Note: Windows users can read the detailed getting started notes on the wiki.

Linux / OS X

  1. Make sure you have installed the dependencies:

    • g++ 4.4 or clang++ 3.x
    • python 2.6 or later (but not 3.x)
    • perl 5.0 or later
    • GNU make 3.81 or later
    • curl
  2. Download and build Rust:

    You can either download a tarball or build directly from the repo.

    To build from the tarball do:

     $ curl -O http://static.rust-lang.org/dist/rust-0.9.tar.gz
     $ tar -xzf rust-0.9.tar.gz
     $ cd rust-0.9
    

    Or to build from the repo do:

     $ git clone https://github.com/mozilla/rust.git
     $ cd rust
    

    Now that you have Rust's source code, you can configure and build it:

     $ ./configure
     $ make && make install
    

    Note: You may need to use sudo make install if you do not normally have permission to modify the destination directory. The install locations can be adjusted by passing a --prefix argument to configure. Various other options are also supported, pass --help for more information on them.

    When complete, make install will place several programs into /usr/local/bin: rustc, the Rust compiler, and rustdoc, the API-documentation tool. system.

  3. Read the tutorial.

  4. Enjoy!

Notes

Since the Rust compiler is written in Rust, it must be built by a precompiled "snapshot" version of itself (made in an earlier state of development). As such, source builds require a connection to the Internet, to fetch snapshots, and an OS that can execute the available snapshot binaries.
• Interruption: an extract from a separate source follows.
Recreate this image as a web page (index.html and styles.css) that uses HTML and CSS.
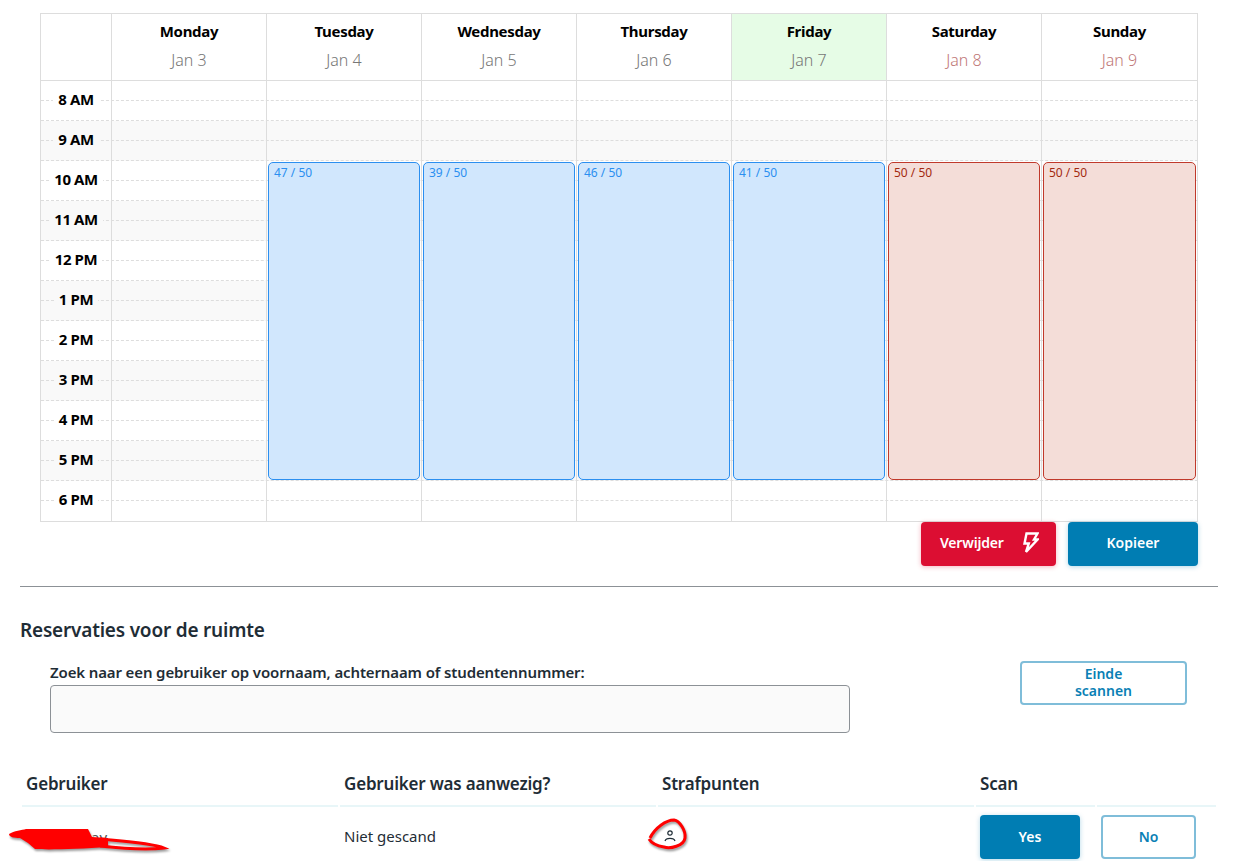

Snapshot binaries are currently built and tested on several platforms:

  • Windows (7, 8, Server 2008 R2), x86 only
  • Linux (2.6.18 or later, various distributions), x86 and x86-64
  • OSX 10.7 (Lion) or greater, x86 and x86-64

You may find that other platforms work, but these are our officially supported build environments that are most likely to work.

Rust currently needs about 1.5 GiB of RAM to build without swapping; if it hits swap, it will take a very long time to build.

There is a lot more documentation in the wiki.

License

Rust is primarily distributed under the terms of both the MIT license and the Apache License (Version 2.0), with portions covered by various BSD-like licenses.